**WHAT TO PRODUCE**.
Which lines hold the word "components"? Show each of them.

-- start DATA FOR THE TASK --

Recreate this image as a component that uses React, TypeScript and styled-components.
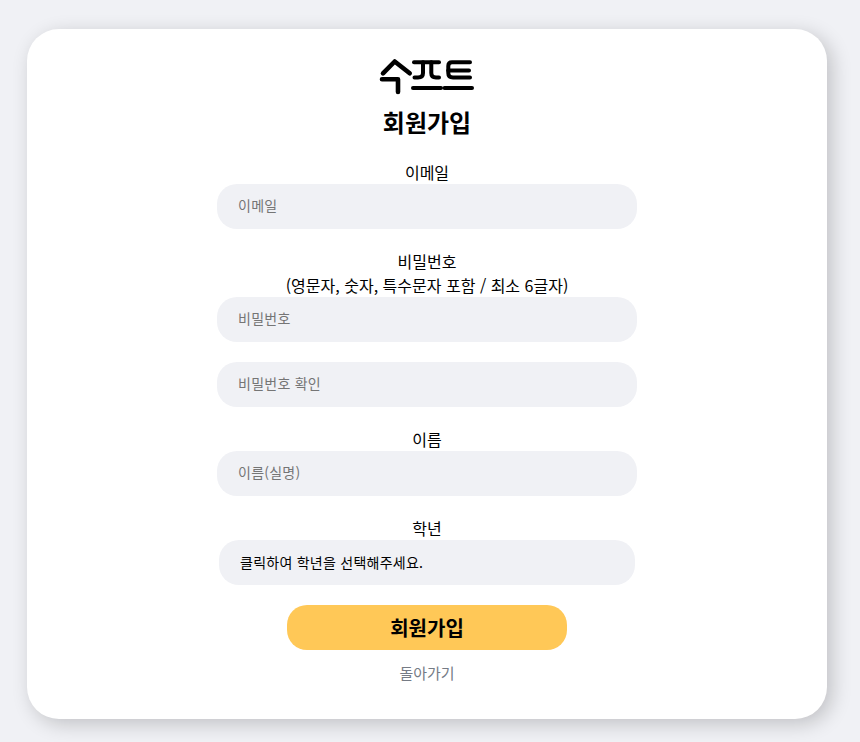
import React from "react";
import styled, { createGlobalStyle } from "styled-components";

const FONT = `"Noto Sans CJK KR", "Noto Sans", sans-serif`;

const Global = createGlobalStyle`
  html, body { margin: 0; padding: 0; background: #f0f1f5; }
  body { font-family: ${FONT}; color: #000; text-rendering: optimizeSpeed; font-kerning: none; }
  input, button { text-rendering: optimizeSpeed; font-kerning: none; }
  * { box-sizing: border-box; }
`;

const Page = styled.div`
  width: 860px;
  height: 742px;
  padding: 29px 33px 23px 27px;
  overflow: hidden;
`;

const Card = styled.main`
  width: 800px;
  height: 690px;
  background: #fff;
  border-radius: 32px;
  box-shadow: 5px 5px 20px rgba(0, 0, 0, 0.2);
  display: flex;
  flex-direction: column;
  align-items: center;
  padding-top: 20px;
`;

const LogoMark = styled.svg`
  display: block;
  width: 100px;
  height: 50px;
`;

const Title = styled.h1`
  margin: 1px 0 16px;
  font-size: 24px;
  line-height: 44px;
  font-weight: 700;
`;

const Form = styled.form`
  width: 420px;
  display: flex;
  flex-direction: column;
  align-items: center;
`;

const Field = styled.div`
  width: 100%;
  display: flex;
  flex-direction: column;
  align-items: center;
  margin-bottom: 20px;
`;

const Label = styled.label`
  font-size: 16px;
  line-height: 24px;
  text-align: center;
  white-space: nowrap;
`;

const Input = styled.input`
  width: 420px;
  height: 45px;
  border: 0;
  outline: 0;
  border-radius: 20px;
  background: #f0f1f5;
  padding: 0 21px 3px;
  font: 400 14px ${FONT};
  letter-spacing: 0.25px;
  color: #000;
  &::placeholder { color: #757575; opacity: 1; }
`;

const Select = styled.button`
  width: 416px;
  height: 45px;
  border: 0;
  border-radius: 20px;
  background: #f0f1f5;
  padding: 0 21px 2px;
  text-align: left;
  font: 400 14px ${FONT};
  letter-spacing: 0.25px;
  color: #000;
`;

const Submit = styled.button`
  width: 280px;
  height: 45px;
  border: 0;
  border-radius: 20px;
  background: #ffc857;
  font: 700 20px ${FONT};
  color: #000;
`;

const Back = styled.a`
  margin-top: 12px;
  font-size: 15px;
  line-height: 22px;
  color: #757b85;
`;

export default function App() {
  return (
    <>
      <Global />
      <Page lang="ko">
        <Card>
          <LogoMark viewBox="0 0 100 50" role="img" aria-label="수프트 로고">
            <g fill="none" stroke="#000" strokeWidth="4" strokeLinecap="round" strokeLinejoin="round">
              <path d="M6 24.3 L17.7 12.5 L32.7 24.3" strokeWidth="4.6" />
              <path d="M5 30.3 H21 V43" strokeWidth="4.6" />
              <path d="M37 13.3 H62" />
              <path d="M46 13.3 V24 Q46 28.5 41 28.5 H37.5" />
              <path d="M54.3 13.3 V24 Q54.3 28.5 59 28.5 H62" />
              <path d="M36 39 H64" />
              <path d="M67.5 39 H95" />
              <path d="M93 13.3 H75 Q71.3 13.3 71.3 17 V24 Q71.3 28.5 76 28.5 H93" />
              <path d="M71.3 21.6 H92" />
            </g>
          </LogoMark>
          <Title>회원가입</Title>
          <Form>
            <Field>
              <Label>이메일</Label>
              <Input placeholder="이메일" />
            </Field>
            <Field>
              <Label>비밀번호<br />(영문자, 숫자, 특수문자 포함 / 최소 6글자)</Label>
              <Input placeholder="비밀번호" />
            </Field>
            <Field>
              <Input placeholder="비밀번호 확인" />
            </Field>
            <Field>
              <Label>이름</Label>
              <Input placeholder="이름(실명)" />
            </Field>
            <Field>
              <Label>학년</Label>
              <Select type="button">클릭하여 학년을 선택해주세요.</Select>
            </Field>
            <Submit type="button">회원가입</Submit>
            <Back>돌아가기</Back>
          </Form>
        </Card>
      </Page>
    </>
  );
}
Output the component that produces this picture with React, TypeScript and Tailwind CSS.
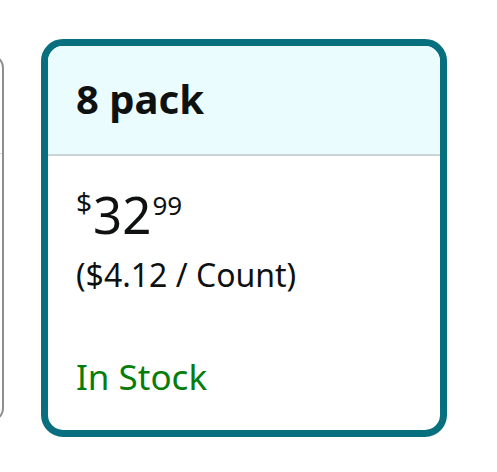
const font = { fontFamily: '"Noto Sans", "Open Sans", sans-serif' }

export default function App() {
  return (
    <div className="w-[497px] h-[472px] bg-white overflow-hidden" style={font}>
      <div className="flex items-center pt-[39px]">
        {/* previous option, cut off at the left edge */}
        <div className="shrink-0 w-[300px] h-[368px] -ml-[296px] border-2 border-[#8d9090] rounded-[14px] bg-white flex flex-col">
          <div className="h-[98px] border-b border-[#d5d9d9]"></div>
        </div>

        {/* selected option */}
        <div className="shrink-0 ml-[37px] w-[406px] h-[398px] border-[7px] border-[#086f7f] rounded-[22px] overflow-hidden flex flex-col bg-white">
          <div className="h-[110px] bg-[#ebfcff] flex items-center px-[28px] border-b-2 border-[#cbd5d6]">
            <p className="text-[40px] font-bold text-[#0f1111] leading-none mt-[-2px]">8 pack</p>
          </div>
          <div className="flex flex-col px-[28px] pt-[33px]">
            <div className="flex items-start text-[#0f1111] leading-none">
              <span className="text-[28px] mt-[-1px] mr-[1px]">$</span>
              <span className="text-[51px]">32</span>
              <span className="text-[26px] mt-[3px] ml-[1px]">99</span>
            </div>
            <p className="text-[#0f1111] text-[32px] leading-none mt-[19px]">($4.12 / Count)</p>
            <p className="text-[#067d0a] text-[35px] leading-none mt-[68px]">In Stock</p>
          </div>
        </div>
      </div>
    </div>
  )
}
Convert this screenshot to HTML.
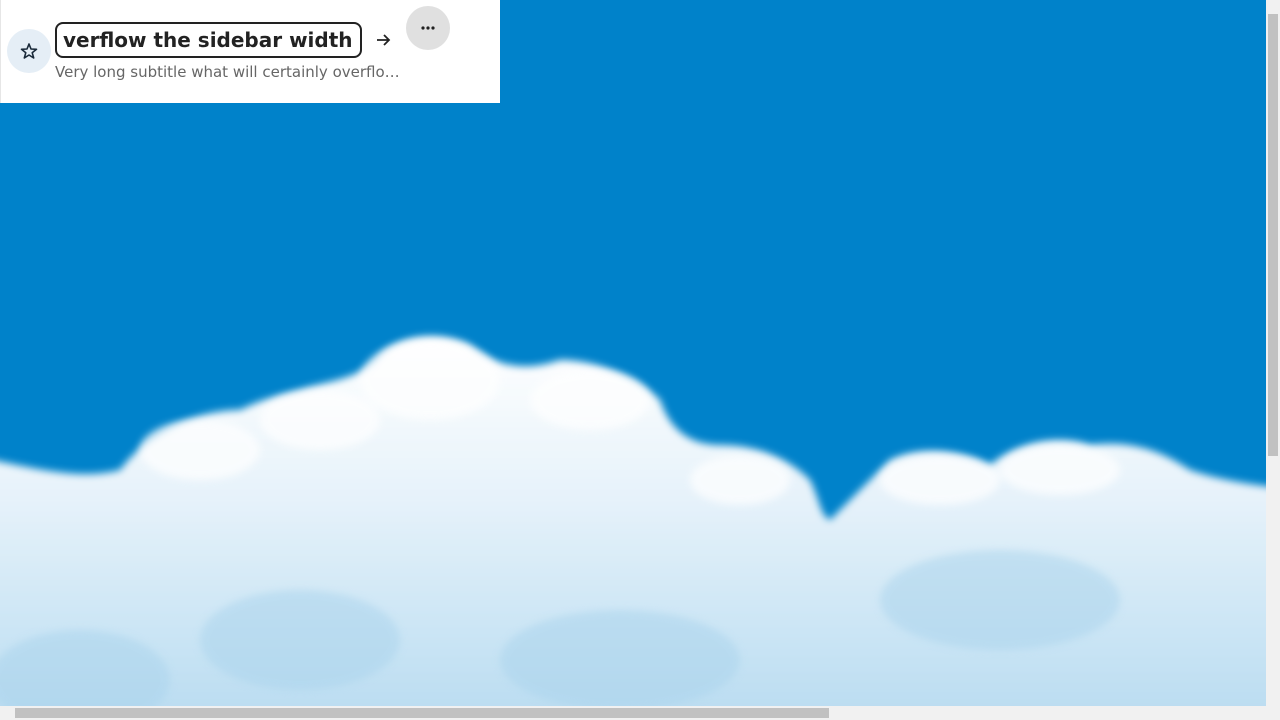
<!DOCTYPE html>
<html><head><style>
html,body{margin:0;padding:0;width:1280px;height:720px;overflow:hidden;font-family:"DejaVu Sans","Liberation Sans",sans-serif}
.bg{position:absolute;left:0;top:0;width:1266px;height:706px;background:#0082ca;overflow:hidden}
.panel{position:absolute;left:0;top:0;width:500px;height:103px;background:#fff;box-shadow:inset 1px 0 0 #e6e6e6}
.star{position:absolute;left:7px;top:29px;width:44px;height:44px;border-radius:50%;background:#e5eef6}
.title{position:absolute;left:55px;top:22px;width:303px;height:32px;border:2px solid #222;border-radius:8px;overflow:hidden;white-space:nowrap;font-weight:bold;font-size:20px;line-height:32px;color:#222}
.title span{position:relative;left:6px}
.sub{position:absolute;left:55px;top:63px;font-size:15px;color:#666;white-space:nowrap}
.arrow{position:absolute;left:373px;top:30px}
.more{position:absolute;left:406px;top:6px;width:44px;height:44px;border-radius:50%;background:#e0e0e0}
.vs{position:absolute;left:1266px;top:0;width:14px;height:720px;background:#f1f1f1}
.vt{position:absolute;left:1268px;top:14px;width:10px;height:442px;background:#c1c1c1}
.hs{position:absolute;left:0;top:706px;width:1266px;height:14px;background:#f1f1f1}
.ht{position:absolute;left:15px;top:708px;width:814px;height:10px;background:#c1c1c1}
</style></head><body>
<div class="bg">
<svg width="1266" height="706" style="position:absolute;left:0;top:0">
<defs>
<filter id="b" x="-20%" y="-20%" width="140%" height="140%"><feGaussianBlur stdDeviation="4"/></filter>
<linearGradient id="g" x1="0" y1="0" x2="0" y2="1"><stop offset="0" stop-color="#ffffff"/><stop offset="0.4" stop-color="#e6f2fa"/><stop offset="1" stop-color="#b5daf0"/></linearGradient>
</defs>
<g filter="url(#b)" fill="url(#g)">
<path d="M-30 455 C40 470 80 480 120 470 C150 430 200 410 240 410 C260 400 280 395 300 390 C330 380 360 380 380 355 C400 335 440 330 470 345 C500 370 530 370 560 360 C600 360 640 380 660 400 C670 430 690 445 720 445 C760 445 790 460 810 480 C820 500 820 515 830 520 C850 500 870 480 890 460 C920 445 960 450 990 465 C1020 440 1060 435 1090 445 C1130 440 1160 450 1190 470 C1220 480 1250 485 1300 490 L1300 740 L-30 740 Z"/>
</g>
<g filter="url(#b)" fill="#ffffff" opacity="0.7">
<ellipse cx="430" cy="380" rx="70" ry="40"/><ellipse cx="320" cy="420" rx="60" ry="30"/>
<ellipse cx="590" cy="400" rx="60" ry="30"/><ellipse cx="940" cy="480" rx="60" ry="25"/>
<ellipse cx="1060" cy="470" rx="60" ry="25"/><ellipse cx="200" cy="450" rx="60" ry="30"/>
<ellipse cx="740" cy="480" rx="50" ry="25"/>
</g>
<g filter="url(#b)" fill="#a9d3ec" opacity="0.5">
<ellipse cx="80" cy="680" rx="90" ry="50"/><ellipse cx="300" cy="640" rx="100" ry="50"/>
<ellipse cx="620" cy="660" rx="120" ry="50"/><ellipse cx="1000" cy="600" rx="120" ry="50"/>
</g>
</svg>
</div>
<div class="panel">
<div class="star"><svg width="44" height="44" viewBox="0 0 44 44"><path d="M22 15 L24 20 L29.5 20.3 L25.2 23.7 L26.7 29 L22 26 L17.3 29 L18.8 23.7 L14.5 20.3 L20 20 Z" fill="none" stroke="#1a2a3a" stroke-width="1.6" stroke-linejoin="round"/></svg></div>
<div class="title"><span>verflow the sidebar width</span></div>
<svg class="arrow" width="20" height="20" viewBox="0 0 20 20"><path d="M4 10 H16 M11 5 L16 10 L11 15" fill="none" stroke="#222" stroke-width="1.8"/></svg>
<div class="more"><svg width="44" height="44"><circle cx="17" cy="22" r="1.6" fill="#222"/><circle cx="22" cy="22" r="1.6" fill="#222"/><circle cx="27" cy="22" r="1.6" fill="#222"/></svg></div>
<div class="sub">Very long subtitle what will certainly overflo…</div>
</div>
<div class="vs"></div><div class="vt"></div>
<div class="hs"></div><div class="ht"></div>
</body></html>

-- end DATA FOR THE TASK --

**ANSWER BELOW**.
Recreate this image as a component that uses React, TypeScript and styled-components.
import styled, { createGlobalStyle } from "styled-components";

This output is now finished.